Partindo da teoria numeróloga (inventada, fique claro) de que o problema das múltiplas personalidades só começa a aparecer aos 16 anos porque a soma dos números resulta no número sete que representaria as almas diferenciadas que podem habitar um mesmo corpo, qualquer um dos jovens nascidos no dia do massacre poderia ser o assassino. Dessa forma, é criado um clima de incertezas e temor entre os alunos da aparentemente única instituição de ensino de Riverton. Embora não surpreenda em momento algum, o diretor não privilegia o espectador com informações prévias forçando-o a compreender os acontecimentos ao mesmo tempo em que os personagens, porém, não deixa dúvidas de que o próprio Plenkov poderia estar de volta à ativa, o que certamente deixaria tudo bem mais interessante. Apesar das várias possibilidades que o argumento poderia sugerir, o longa custa a se conectar com a geração WhatsApp. Tudo soa nostálgico. Temos os sustos nos espelhos, correria no meio do mato, o eterno conflito entre nerds e descolados e os mais salientes tendem a perder a vida antes dos puritanos. Dá a sensação de que o tio Krueger a qualquer momento vai atacar. Craven estaria com um bloqueio criativo, perdeu a noção de como assustar, não sabia que tipo de público iria atingir ou simplesmente não tinha em mente nem o porquê de realizar este filme? Na realidade ele havia concebido a primeira versão do roteiro em 1994, dois anos antes de lançar Pânico que mais uma vez o consagraria como um sinônimo do gênero horror. O argumento permaneceu o mesmo, mas faltou uma limpeza no script excluindo ideias ultrapassadas e criando novas (ou até mesmo copiando) situações mais intrigantes e até mesmo violentas que dialogassem mais facilmente com o espectador do novo milênio acostumado com carnificinas como Jogos Mortais e O Albergue. Contudo, o desenvolvimento da trama é tão esquizofrênico quanto seu protagonista e o ritmo irregular impera. 

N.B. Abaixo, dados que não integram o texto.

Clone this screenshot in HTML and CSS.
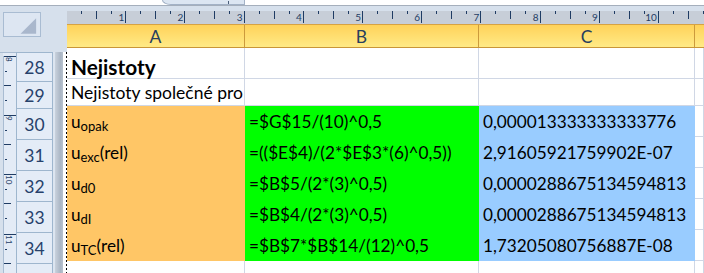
FILE: index.html
```html
<!DOCTYPE html>
<html>
<head>
<meta charset="utf-8">
<link rel="stylesheet" href="styles.css">
</head>
<body>
<div class="top"><div class="pill"><span class="pill-mark"></span></div></div>
<div class="main">
  <div class="left">
    <div class="corner-wrap"><div class="corner"><svg width="37" height="24" viewBox="0 0 37 24"><polygon points="17,21 33,21 33,5" fill="#A9B7CC"/></svg></div></div>
    <div class="lrows">
      <div class="vruler">
        <div class="vcm"><span class="vlab">8</span></div>
        <div class="vcm"><span class="vlab">9</span></div>
        <div class="vcm"><span class="vlab">10</span></div>
        <div class="vcm"><span class="vlab">11</span></div>
      </div>
      <div class="rh">
        <div class="rhc r28 first">28</div>
        <div class="rhc r29">29</div>
        <div class="rhc r30">30</div>
        <div class="rhc r30">31</div>
        <div class="rhc r30">32</div>
        <div class="rhc r30">33</div>
        <div class="rhc r30">34</div>
        <div class="rhc r35">35</div>
      </div>
      <div class="gap"></div>
      <div class="strip"></div>
      <div class="wgap"></div>
      <div class="dash"></div>
    </div>
  </div>
  <div class="right">
    <div class="ruler-wrap">
      <div class="ruler">
        <div class="cm"><span class="lab">1</span></div>
        <div class="cm"><span class="lab">2</span></div>
        <div class="cm"><span class="lab">3</span></div>
        <div class="cm"><span class="lab">4</span></div>
        <div class="cm"><span class="lab">5</span></div>
        <div class="cm"><span class="lab">6</span></div>
        <div class="cm"><span class="lab">7</span></div>
        <div class="cm"><span class="lab">8</span></div>
        <div class="cm"><span class="lab">9</span></div>
        <div class="cm"><span class="lab">10</span></div>
        <div class="cm"></div>
      </div>
    </div>
    <div class="colhdr">
      <div class="ch">A</div>
      <div class="ch">B</div>
      <div class="ch">C</div>
      <div class="ch last"></div>
    </div>
    <div class="grid">
      <div class="c r28 head">Nejistoty</div>
      <div class="c r28"></div>
      <div class="c r28"></div>
      <div class="c r28"></div>

      <div class="c r29 txt">Nejistoty společné pro</div>
      <div class="c r29"></div>
      <div class="c r29"></div>
      <div class="c r29"></div>

      <div class="c r30 orange"><span>u<sub>opak</sub></span></div>
      <div class="c r30 green">=$G$15/(10)^0,5</div>
      <div class="c r30 blue">0,000013333333333776</div>
      <div class="c r30"></div>

      <div class="c r30 orange"><span>u<sub>exc</sub>(rel)</span></div>
      <div class="c r30 green">=(($E$4)/(2*$E$3*(6)^0,5))</div>
      <div class="c r30 blue">2,91605921759902E-07</div>
      <div class="c r30"></div>

      <div class="c r30 orange"><span>u<sub>d0</sub></span></div>
      <div class="c r30 green">=$B$5/(2*(3)^0,5)</div>
      <div class="c r30 blue">0,0000288675134594813</div>
      <div class="c r30"></div>

      <div class="c r30 orange"><span>u<sub>dI</sub></span></div>
      <div class="c r30 green">=$B$4/(2*(3)^0,5)</div>
      <div class="c r30 blue">0,0000288675134594813</div>
      <div class="c r30"></div>

      <div class="c r30 orange"><span>u<sub>TC</sub>(rel)</span></div>
      <div class="c r30 green">=$B$7*$B$14/(12)^0,5</div>
      <div class="c r30 blue">1,73205080756887E-08</div>
      <div class="c r30"></div>

      <div class="c r35"></div>
      <div class="c r35"></div>
      <div class="c r35"></div>
      <div class="c r35"></div>
    </div>
  </div>
</div>
</body>
</html>
```
FILE: styles.css
```css
* { box-sizing: border-box; }
html, body { margin: 0; padding: 0; }
body {
  width: 704px;
  height: 273px;
  overflow: hidden;
  background: #D6E0EC;
  font-family: Lato, "Open Sans", sans-serif;
}

/* top strip */
.top {
  height: 6px;
  background: #fff;
  border-bottom: 1px solid #A5AFBC;
  display: flex;
  padding-left: 162px;
}
.pill {
  width: 83px;
  height: 5px;
  background: #DCE6F2;
  border: 1px solid #A3B2C6;
  border-top: none;
  border-bottom-left-radius: 14px 8px;
  display: flex;
  justify-content: flex-end;
  padding-right: 15px;
}
.pill-mark {
  width: 1px;
  height: 3px;
  margin-top: 1px;
  background: #4A5E7A;
}

.main {
  display: flex;
  height: 267px;
}

/* left panel */
.left {
  width: 67px;
  flex-shrink: 0;
  display: flex;
  flex-direction: column;
}
.corner-wrap {
  height: 45px;
  padding: 6px 0 0 3px;
}
.corner {
  width: 38px;
  height: 25px;
  background: #DDE6F2;
  border: 1px solid #A9BCD2;
  display: flex;
}
.lrows {
  flex: 1;
  display: flex;
  padding-top: 1px;
  overflow: hidden;
}
.vruler {
  width: 16px;
  padding-left: 3px;
  flex-shrink: 0;
  display: flex;
  flex-direction: column;
  background: linear-gradient(#D6E0EC, #D6E0EC) 0 0 / 3px 100% no-repeat, #E3EBF6;
  border-top: 1px solid #A9BCD2;
  padding-top: 3px;
}
.vcm {
  height: 59.2px;
  flex-shrink: 0;
  position: relative;
  border-left: 1px solid #A9BCD2;
  background:
    linear-gradient(#1F3C64, #1F3C64) 0 0 / 12px 1px no-repeat,
    linear-gradient(#1F3C64, #1F3C64) 1px 15px / 2px 1px no-repeat,
    linear-gradient(#1F3C64, #1F3C64) 0 29px / 7px 1px no-repeat,
    linear-gradient(#1F3C64, #1F3C64) 1px 44px / 2px 1px no-repeat;
}
.vlab {
  position: absolute;
  left: 1px;
  top: 1px;
  writing-mode: vertical-rl;
  font-size: 8px;
  line-height: 8px;
  color: #1F3C64;
}
.rh {
  width: 37px;
  flex-shrink: 0;
  display: flex;
  flex-direction: column;
}
.rhc {
  background: #E4ECF7;
  border: 1px solid #9EB6CE;
  border-top: none;
  color: #27416B;
  font-size: 17.5px;
  display: flex;
  align-items: flex-end;
  justify-content: center;
  line-height: 20px;
  flex-shrink: 0;
}
.rhc.first { border-top: 1px solid #9EB6CE; }
.rh .r28 { height: 30px; padding-bottom: 3px; }
.rh .r29 { height: 27px; padding-bottom: 2px; }
.rh .r30 { height: 31px; padding-bottom: 4px; }
.rh .r35 { height: 31px; }
.gap { width: 2px; background: #DCE5F0; flex-shrink: 0; }
.strip {
  width: 8px;
  flex-shrink: 0;
  background: linear-gradient(to right, #C9D2DD, #A9B5C4 70%, #B8C2CE);
}
.wgap { width: 3px; background: #fff; flex-shrink: 0; }
.dash {
  width: 1px;
  flex-shrink: 0;
  background: repeating-linear-gradient(#000 0 2px, #fff 2px 4px);
}

/* right panel */
.right {
  flex: 1;
  display: flex;
  flex-direction: column;
  overflow: hidden;
}
.ruler-wrap {
  height: 18px;
  padding-top: 5px;
}
.ruler {
  height: 13px;
  background: #C7CED8;
  display: flex;
  overflow: hidden;
}
.cm {
  width: 59.2px;
  flex-shrink: 0;
  height: 12px;
  border-right: 1px solid #1F3C64;
  display: flex;
  justify-content: flex-end;
  align-items: flex-end;
  padding-right: 1px;
  background:
    linear-gradient(#1F3C64, #1F3C64) 14px 0 / 1px 3px no-repeat,
    linear-gradient(#1F3C64, #1F3C64) 29px 0 / 1px 8px no-repeat,
    linear-gradient(#1F3C64, #1F3C64) 44px 0 / 1px 3px no-repeat;
}
.lab {
  font-size: 10px;
  line-height: 10px;
  color: #1F3C64;
  margin-bottom: 1px;
}

.colhdr {
  height: 26px;
  display: grid;
  grid-template-columns: 178px 234px 216px 1fr;
  background: linear-gradient(#FFD25A, #FFEA86);
  border-top: 1px solid #D6A244;
  border-bottom: 1px solid #C99638;
}
.ch {
  border-right: 1px solid #CC9A3C;
  display: flex;
  align-items: center;
  justify-content: center;
  font-size: 17.5px;
  color: #283F5E;
  padding-top: 1px;
}
.ch.last { border-right: none; }

.grid {
  display: grid;
  grid-template-columns: 178px 234px 216px 1fr;
}
.c {
  border-right: 1px solid #D0D7E5;
  border-bottom: 1px solid #D0D7E5;
  background: #fff;
  font-size: 17.2px;
  line-height: 20px;
  display: flex;
  align-items: flex-end;
  padding-left: 4px;
  white-space: nowrap;
  color: #000;
}
.grid .r28 { height: 31px; padding-bottom: 0; }
.grid .r29 { height: 27px; padding-bottom: 2px; }
.grid .r30 { height: 31px; padding-bottom: 4px; }
.grid .r35 { height: 20px; }
.txt { font-size: 17.5px; }
.head {
  font-weight: bold;
  font-size: 20.8px;
  line-height: 23px;
}
.orange { background: #FFC666; border-color: transparent; }
.green { background: #00FF00; border-color: transparent; }
.blue { background: #99CCFF; border-color: transparent; }
.orange span { line-height: 20px; }
sub {
  font-size: 13px;
  line-height: 0;
  vertical-align: -3px;
}
```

O sanguinolento prólogo, um deleite para amantes de violência gráfica, vende a ideia de uma produção violenta e cheia de adrenalina, mas os minutos seguintes desconstroem a imagem positiva inicial apoiando-se na apresentação do enfadonho cotidiano dos Sete de Riverton, obviamente delineando muito bem os estereótipos em que cada um se encaixa. A trama volta a acelerar da metade para o final, mas a essa altura dificilmente torcemos para que algum dos jovens sobreviva e a curiosidade em torno da revelação da identidade do assassino é nula. Como a maioria das fitas de terror assinadas por Craven, as sequências de morte devem causar mais risadas que tensão devido aos exageros e idiotices dos personagens, composições de um elenco um tanto canastrão com destaque obviamente para Thierot que carrega o fardo do protagonismo, mas isso não é um elogio. Bug deveria ser uma criação complexa e cheia de camadas a serem desvendadas, mas o que vemos é o despreparo de um ator que vomita na tela os vários perfis que o estudante assume sem grandes preocupações com questões psicológicas e emocionais. Seu texto é tão bem pronunciado que é quase possível perceber os pontos e vírgulas. No mais, A Sétima Alma é apenas um esquecível passatempo para aficionados pelo gênero ou nostálgicos em busca do certo quê de inocência dos antigos slashers movies. Não estranhe se ao final lembrar de rebobinar a fita.